Thanks @corybreed! Can you reliably reproduce this? I'm wondering if we're getting an additional call to poll() after we've closed the stream.

corybreed commented 4 years ago

Yes, it's very reliably reproduced on our connect cluster. We've done a lot of testing try and narrow down when the connector crashes, and it always crashes on us when we have more than 1 active connect worker. I also think the problem is probably magnified in our use case because of the fact that during the beginning of our ETL pipeline run, we configure 100+ csv connectors all at once, which is causing lots of rebalances to happen. Which in turn causes us to be able to pretty reliably reproduce the crashes.

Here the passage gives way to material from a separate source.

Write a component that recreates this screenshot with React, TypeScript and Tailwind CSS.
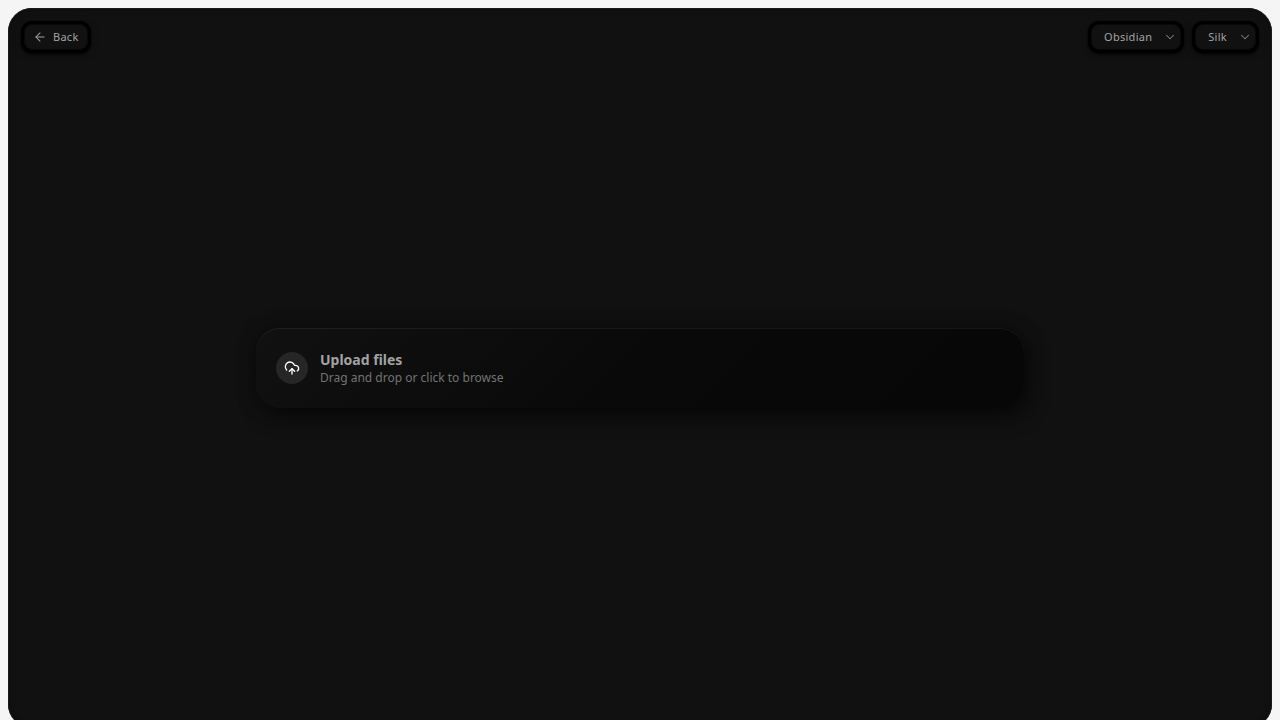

jcustenborder commented 4 years ago

@corybreed Which version of the connect framework are you using?

corybreed commented 4 years ago

We're running using the Confluent Platform Dockerfile v5.4.2

mark-patrick-bank commented 4 years ago

@jcustenborder Hey–workmate of @corybreed's. We have a worker's log statements written during one of these situations, in case this sheds any more light on things: https://gist.github.com/mark-patrick-bank/23ad6192ac6f1ae0fd5c1827802c4e7d

We've since taken to waiting after we configure all 4200 connectors for worker logs to quiet down about rebalancing before we move data into incoming dirs, but we still do have the same issues. Depending on the next couple of weeks, I may be able to provide some better information.

mark-patrick-bank commented 4 years ago

Hey Jeremey, just wanted to clarify: after letting rebalances subside, we don't have any issues processing files with the spool dir connector. We haven't retried having it process data during rebalances since we found that out. We just configure all our connectors, wait a couple hours for them to sort out, and move data into position.